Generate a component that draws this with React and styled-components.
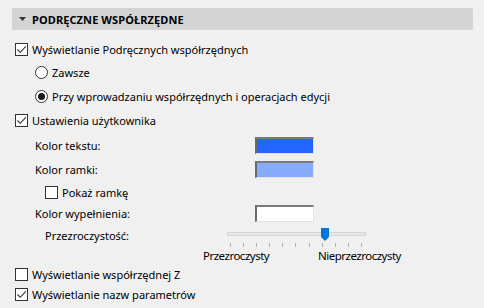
import React from "react";
import styled, { createGlobalStyle } from "styled-components";

const Global = createGlobalStyle`
  html, body { margin: 0; padding: 0; background: #f0f0f0; }
  body { font-family: "Noto Sans", "Open Sans", sans-serif; font-size: 11px; color: #000; }
`;

const Panel = styled.div`
  width: 484px;
  height: 308px;
  overflow: hidden;
  padding-top: 8px;
  box-sizing: border-box;
`;

const Header = styled.div`
  margin: 0 11px 0 12px;
  height: 22px;
  background: #d4d4d4;
  border-radius: 2px;
  display: flex;
  align-items: center;
  padding-left: 7px;
  gap: 6px;
`;

const Title = styled.span`
  font-weight: 700;
  font-size: 11px;
  letter-spacing: 0.1px;
`;

const List = styled.div`
  margin-top: 7px;
  display: flex;
  flex-direction: column;
`;

const Row = styled.div`
  height: ${(p) => p.$h}px;
  display: flex;
  align-items: center;
  padding-left: ${(p) => p.$indent}px;
  gap: 4px;
  white-space: nowrap;
`;

const Box = styled.span`
  width: 13px;
  height: 13px;
  box-sizing: border-box;
  border: 1px solid #333;
  background: #fff;
  display: inline-flex;
  align-items: center;
  justify-content: center;
  flex: none;
`;

const Radio = styled.span`
  width: 13px;
  height: 13px;
  box-sizing: border-box;
  border: 1px solid #333;
  border-radius: 50%;
  background: #fff;
  display: inline-flex;
  align-items: center;
  justify-content: center;
  flex: none;
  &::after {
    content: "";
    width: 7px;
    height: 7px;
    border-radius: 50%;
    background: ${(p) => (p.$on ? "#1a1a1a" : "transparent")};
  }
`;

const FieldRow = styled.div`
  height: ${(p) => p.$h}px;
  display: grid;
  grid-template-columns: 220px 59px;
  align-items: center;
  padding-left: ${(p) => p.$indent}px;
`;

const Swatch = styled.span`
  width: 59px;
  height: 17px;
  box-sizing: border-box;
  border-top: 2px solid #7a7a7a;
  border-left: 2px solid #6a6a6a;
  border-right: 1px solid #e3e3e3;
  border-bottom: 1px solid #e3e3e3;
  background: ${(p) => p.$color};
`;

const SliderRow = styled.div`
  height: ${(p) => p.$h}px;
  display: grid;
  grid-template-columns: 182px 139px;
  padding-left: 45px;
  align-items: start;
`;

const SliderLabel = styled.span`
  margin-top: 4px;
`;

const Slider = styled.div`
  position: relative;
  height: 22px;
`;

const Track = styled.div`
  position: absolute;
  left: 0;
  right: 0;
  top: 8px;
  height: 4px;
  box-sizing: border-box;
  background: #e7e7e7;
  border: 1px solid #d6d6d6;
`;

const Ticks = styled.div`
  position: absolute;
  left: 3px;
  top: 19px;
  width: 132px;
  display: flex;
  justify-content: space-between;
`;

const Tick = styled.span`
  width: 1px;
  height: 4px;
  background: #b0b0b0;
`;

const Thumb = styled.svg`
  position: absolute;
  left: 94px;
  top: 4px;
`;

const ScaleRow = styled.div`
  height: ${(p) => p.$h}px;
  display: grid;
  grid-template-columns: 115px auto;
  padding-left: 203px;
  align-items: center;
  font-size: 11.5px;
  letter-spacing: -0.5px;
`;

const Check = () => (
  <svg width="11" height="11" viewBox="0 0 11 11">
    <path d="M1.5 5.5 L4.3 8.3 L9.8 2.3" fill="none" stroke="#333" strokeWidth="1.1" />
  </svg>
);

const CheckRow = ({ h, indent, on, children }) => (
  <Row $h={h} $indent={indent}>
    <Box>{on && <Check />}</Box>
    <span>{children}</span>
  </Row>
);

const RadioRow = ({ h, indent, on, children }) => (
  <Row $h={h} $indent={indent}>
    <Radio $on={on} />
    <span>{children}</span>
  </Row>
);

export default function App() {
  return (
    <>
      <Global />
      <Panel>
        <Header>
          <svg width="7" height="4" viewBox="0 0 7 4">
            <path d="M0 0 H7 L3.5 4 Z" fill="#333" />
          </svg>
          <Title>PODRĘCZNE WSPÓŁRZĘDNE</Title>
        </Header>
        <List>
          <CheckRow h={24} indent={15} on>Wyświetlanie Podręcznych współrzędnych</CheckRow>
          <RadioRow h={23} indent={35}>Zawsze</RadioRow>
          <RadioRow h={24} indent={35} on>Przy wprowadzaniu współrzędnych i operacjach edycji</RadioRow>
          <CheckRow h={25} indent={15} on>Ustawienia użytkownika</CheckRow>
          <FieldRow $h={25} $indent={35}>
            <span>Kolor tekstu:</span>
            <Swatch $color="#2266ff" />
          </FieldRow>
          <FieldRow $h={23} $indent={35}>
            <span>Kolor ramki:</span>
            <Swatch $color="#88aaff" />
          </FieldRow>
          <CheckRow h={22} indent={45}>Pokaż ramkę</CheckRow>
          <FieldRow $h={21} $indent={35}>
            <span>Kolor wypełnienia:</span>
            <Swatch $color="#ffffff" />
          </FieldRow>
          <SliderRow $h={22}>
            <SliderLabel>Przezroczystość:</SliderLabel>
            <Slider>
              <Track />
              <Ticks>
                {Array.from({ length: 11 }).map((_, i) => (
                  <Tick key={i} />
                ))}
              </Ticks>
              <Thumb width="8" height="13" viewBox="0 0 8 13">
                <path d="M0 0 H8 V9 L4 13 L0 9 Z" fill="#0078d7" />
              </Thumb>
            </Slider>
          </SliderRow>
          <ScaleRow $h={19}>
            <span>Przezroczysty</span>
            <span>Nieprzezroczysty</span>
          </ScaleRow>
          <CheckRow h={19} indent={15}>Wyświetlanie współrzędnej Z</CheckRow>
          <CheckRow h={21} indent={15} on>Wyświetlanie nazw parametrów</CheckRow>
        </List>
      </Panel>
    </>
  );
}
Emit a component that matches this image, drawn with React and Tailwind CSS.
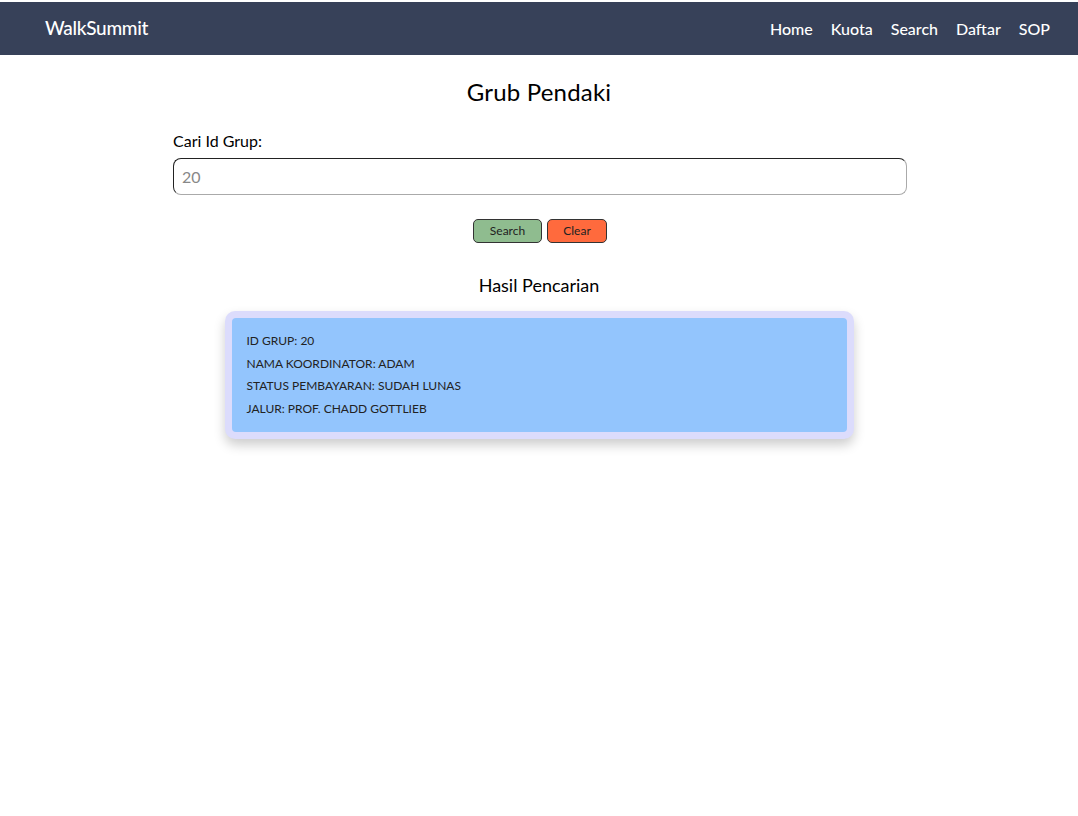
import React, { useState } from "react";

const result = {
  id: "20",
  koordinator: "ADAM",
  status: "SUDAH LUNAS",
  jalur: "PROF. CHADD GOTTLIEB",
};

function Navbar() {
  const links = ["Home", "Kuota", "Search", "Daftar", "SOP"];
  return (
    <nav className="mt-[2px] h-[53px] bg-[#374159] flex items-center justify-between pl-[45px] pr-[28px]">
      <span className="text-white text-[19px] font-medium tracking-[-0.3px]">WalkSummit</span>
      <ul className="flex items-center gap-[18px]">
        {links.map((l) => (
          <li key={l} className="text-white text-[16px] font-medium">
            {l}
          </li>
        ))}
      </ul>
    </nav>
  );
}

export default function App() {
  const [query, setQuery] = useState("");

  return (
    <div className="min-h-[816px] bg-white font-['Lato',sans-serif] text-black">
      <Navbar />
      <main className="flex flex-col items-center">
        <h1 className="mt-[21px] text-[24px] leading-[32px] tracking-[0.2px]">Grub Pendaki</h1>

        <div className="w-[734px] mt-[21px] translate-x-[1px]">
          <label className="block text-[16px] leading-[24px]">Cari Id Grup:</label>
          <input
            className="mt-[5px] w-full h-[37px] rounded-[8px] border border-[#222] border-b-[#aaa] border-r-[#aaa] px-[8px] text-[16px] placeholder:text-[#888] outline-none"
            placeholder="20"
            value={query}
            onChange={(e) => setQuery(e.target.value)}
          />
        </div>

        <div className="mt-[24px] flex gap-[5px] translate-x-[1px]">
          <button className="w-[69px] h-[24px] rounded-[5px] border border-[#333] bg-[#8fbc8f] text-[12px] text-[#222]">
            Search
          </button>
          <button
            className="w-[60px] h-[24px] rounded-[5px] border border-[#333] bg-[#ff6a3d] text-[12px] text-[#222]"
            onClick={() => setQuery("")}
          >
            Clear
          </button>
        </div>

        <h2 className="mt-[30px] text-[18px] leading-[24px]">Hasil Pencarian</h2>

        <div className="mt-[14px] w-[629px] rounded-[10px] bg-[#dcdcfc] p-[7px] shadow-[0_6px_12px_rgba(0,0,0,0.2)]">
          <div className="rounded-[4px] bg-[#93c5fd] px-[15px] py-[12px] text-[12px] leading-[22.5px] text-[#222]">
            <p>ID GRUP: {result.id}</p>
            <p>NAMA KOORDINATOR: {result.koordinator}</p>
            <p>STATUS PEMBAYARAN: {result.status}</p>
            <p>JALUR: {result.jalur}</p>
          </div>
        </div>
      </main>
    </div>
  );
}
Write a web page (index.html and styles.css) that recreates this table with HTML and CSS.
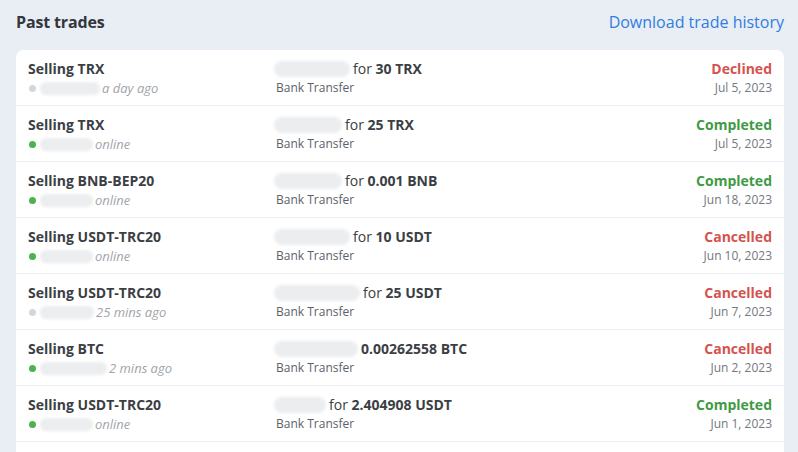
FILE: index.html
```html
<!DOCTYPE html>
<html>
<head>
<meta charset="utf-8">
<link rel="stylesheet" href="styles.css">
</head>
<body>
<div class="page">
  <div class="header">
    <h2 class="title">Past trades</h2>
    <a class="download">Download trade history</a>
  </div>
  <div class="card">
    <div class="row">
      <div class="col-a">
        <div class="pair">Selling TRX</div>
        <div class="user"><span class="dot off"></span><span class="blur" style="width:60px"></span><span class="seen">a day ago</span></div>
      </div>
      <div class="col-b">
        <div class="amount"><span class="blur big" style="width:76px"></span>for <b>30 TRX</b></div>
        <div class="method">Bank Transfer</div>
      </div>
      <div class="col-c">
        <div class="status red">Declined</div>
        <div class="date">Jul 5, 2023</div>
      </div>
    </div>
    <div class="row">
      <div class="col-a">
        <div class="pair">Selling TRX</div>
        <div class="user"><span class="dot on"></span><span class="blur" style="width:53px"></span><span class="seen">online</span></div>
      </div>
      <div class="col-b">
        <div class="amount"><span class="blur big" style="width:68px"></span>for <b>25 TRX</b></div>
        <div class="method">Bank Transfer</div>
      </div>
      <div class="col-c">
        <div class="status green">Completed</div>
        <div class="date">Jul 5, 2023</div>
      </div>
    </div>
    <div class="row">
      <div class="col-a">
        <div class="pair">Selling BNB-BEP20</div>
        <div class="user"><span class="dot on"></span><span class="blur" style="width:53px"></span><span class="seen">online</span></div>
      </div>
      <div class="col-b">
        <div class="amount"><span class="blur big" style="width:68px"></span>for <b>0.001 BNB</b></div>
        <div class="method">Bank Transfer</div>
      </div>
      <div class="col-c">
        <div class="status green">Completed</div>
        <div class="date">Jun 18, 2023</div>
      </div>
    </div>
    <div class="row">
      <div class="col-a">
        <div class="pair">Selling USDT-TRC20</div>
        <div class="user"><span class="dot on"></span><span class="blur" style="width:53px"></span><span class="seen">online</span></div>
      </div>
      <div class="col-b">
        <div class="amount"><span class="blur big" style="width:76px"></span>for <b>10 USDT</b></div>
        <div class="method">Bank Transfer</div>
      </div>
      <div class="col-c">
        <div class="status red">Cancelled</div>
        <div class="date">Jun 10, 2023</div>
      </div>
    </div>
    <div class="row">
      <div class="col-a">
        <div class="pair">Selling USDT-TRC20</div>
        <div class="user"><span class="dot off"></span><span class="blur" style="width:54px"></span><span class="seen">25 mins ago</span></div>
      </div>
      <div class="col-b">
        <div class="amount"><span class="blur big" style="width:86px"></span>for <b>25 USDT</b></div>
        <div class="method">Bank Transfer</div>
      </div>
      <div class="col-c">
        <div class="status red">Cancelled</div>
        <div class="date">Jun 7, 2023</div>
      </div>
    </div>
    <div class="row">
      <div class="col-a">
        <div class="pair">Selling BTC</div>
        <div class="user"><span class="dot on"></span><span class="blur" style="width:67px"></span><span class="seen">2 mins ago</span></div>
      </div>
      <div class="col-b">
        <div class="amount"><span class="blur big" style="width:84px"></span><b>0.00262558 BTC</b></div>
        <div class="method">Bank Transfer</div>
      </div>
      <div class="col-c">
        <div class="status red">Cancelled</div>
        <div class="date">Jun 2, 2023</div>
      </div>
    </div>
    <div class="row">
      <div class="col-a">
        <div class="pair">Selling USDT-TRC20</div>
        <div class="user"><span class="dot on"></span><span class="blur" style="width:53px"></span><span class="seen">online</span></div>
      </div>
      <div class="col-b">
        <div class="amount"><span class="blur big" style="width:52px"></span>for <b>2.404908 USDT</b></div>
        <div class="method">Bank Transfer</div>
      </div>
      <div class="col-c">
        <div class="status green">Completed</div>
        <div class="date">Jun 1, 2023</div>
      </div>
    </div>
    <div class="more"></div>
  </div>
</div>
</body>
</html>
```

FILE: styles.css
```css
html, body {
  margin: 0;
  padding: 0;
  background: #e9eef5;
  overflow: hidden;
  height: 452px;
}
body {
  font-family: "Open Sans", "Noto Sans", sans-serif;
  color: #3b3f45;
}
.page {
  padding: 0 14px 0 16px;
}
.header {
  display: flex;
  justify-content: space-between;
  align-items: center;
  height: 44px;
  margin-bottom: 6px;
}
.title {
  margin: 0;
  font-size: 16px;
  font-weight: 700;
  color: #33373d;
  line-height: 24px;
  letter-spacing: -0.15px;
}
.download {
  font-size: 16px;
  color: #2f7de1;
  line-height: 24px;
  cursor: pointer;
}
.card {
  background: #fff;
  border-radius: 8px 8px 0 0;
  overflow: hidden;
}
.row {
  display: grid;
  grid-template-columns: 248px 1fr auto;
  padding: 9px 12px 8px 12px;
  border-bottom: 1px solid #edf0f4;
}
.more {
  height: 40px;
}
.pair {
  font-size: 14px;
  font-weight: 700;
  line-height: 20px;
  color: #3b3f45;
}
.user {
  display: flex;
  align-items: center;
  height: 18px;
}
.dot {
  width: 7px;
  height: 7px;
  border-radius: 50%;
  margin: 0 4px 0 1px;
  flex: none;
}
.dot.on { background: #4cb34f; }
.dot.off { background: #d4d6d9; }
.blur {
  display: inline-block;
  height: 13px;
  background: #ebedef;
  border-radius: 6px;
  filter: blur(1.5px);
  flex: none;
}
.big {
  height: 16px;
  border-radius: 8px;
  vertical-align: -3px;
  margin: 0 3px 0 -2px;
}
.seen {
  font-size: 13px;
  font-style: italic;
  color: #a0a4aa;
  margin-left: 2px;
}
.amount {
  font-size: 14px;
  line-height: 20px;
  color: #3b3f45;
  white-space: nowrap;
}
.amount b { font-weight: 700; }
.method {
  font-size: 12px;
  line-height: 18px;
  color: #5d6168;
}
.col-c {
  text-align: right;
}
.status {
  font-size: 14px;
  font-weight: 700;
  line-height: 20px;
}
.status.red { color: #d4534f; }
.status.green { color: #3f9a45; }
.date {
  font-size: 12px;
  line-height: 18px;
  color: #73777e;
}
```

▸ **Stated goal**:
Using the entries above, write out exactly the lines from the one with "Emit a component" through the one with "const [query, setQuery]", ends included. Leave out any pictures.

▸ **Answer for this exercise**:
Emit a component that matches this image, drawn with React and Tailwind CSS.
import React, { useState } from "react";

const result = {
  id: "20",
  koordinator: "ADAM",
  status: "SUDAH LUNAS",
  jalur: "PROF. CHADD GOTTLIEB",
};

function Navbar() {
  const links = ["Home", "Kuota", "Search", "Daftar", "SOP"];
  return (
    <nav className="mt-[2px] h-[53px] bg-[#374159] flex items-center justify-between pl-[45px] pr-[28px]">
      <span className="text-white text-[19px] font-medium tracking-[-0.3px]">WalkSummit</span>
      <ul className="flex items-center gap-[18px]">
        {links.map((l) => (
          <li key={l} className="text-white text-[16px] font-medium">
            {l}
          </li>
        ))}
      </ul>
    </nav>
  );
}

export default function App() {
  const [query, setQuery] = useState("");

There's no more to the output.